Wired’s Matt Blum asks geeky questions about popular sci-fi movies, including one that’s always bugged me:
8. The Matrix: Why do the machines need humans?
The intelligent machines have all humans hooked up to elaborate devices to harvest their body heat and chemicals, right? But they also have sophisticated fusion reactors. The energy production of fusion reactors compared to that of humans (with all the maintenance required, including The Matrix itself) is so much more efficient it’s just ridiculous -— and we’re supposed to believe that intelligent machines, which would presumably operate logically, would keep the humans around anyway? It’s obviously necessary for the plot, but it just makes no sense.
But what would make sense is if humans were used not as batteries, but rather as organic CPUs.

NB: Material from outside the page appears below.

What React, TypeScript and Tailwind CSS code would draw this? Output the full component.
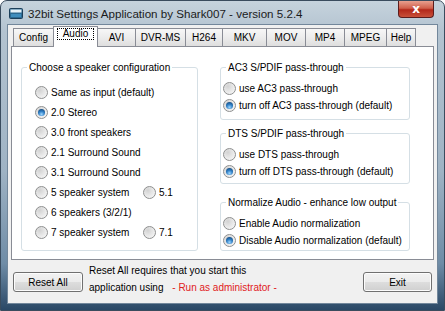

For all its processing power, perhaps the Matrix can’t do something that human brains can. So they use the connected humans as a fleshy cloud computer to keep the Matrix running.
As a viewer, I’d be willing to accept an incredibly simple answer here. On page 50, instead of…
MORPHEUS
The human body generates more bio-electricity than a 120-volt battery and over 25,00 B.T.U.’s of body heat.
…how about…
MORPHEUS
The human brain is slow and imperfect, but it can do things silicon can’t. It can imagine, create. It can stitch together ideas to form something new. That’s why they need us -- so they can evolve.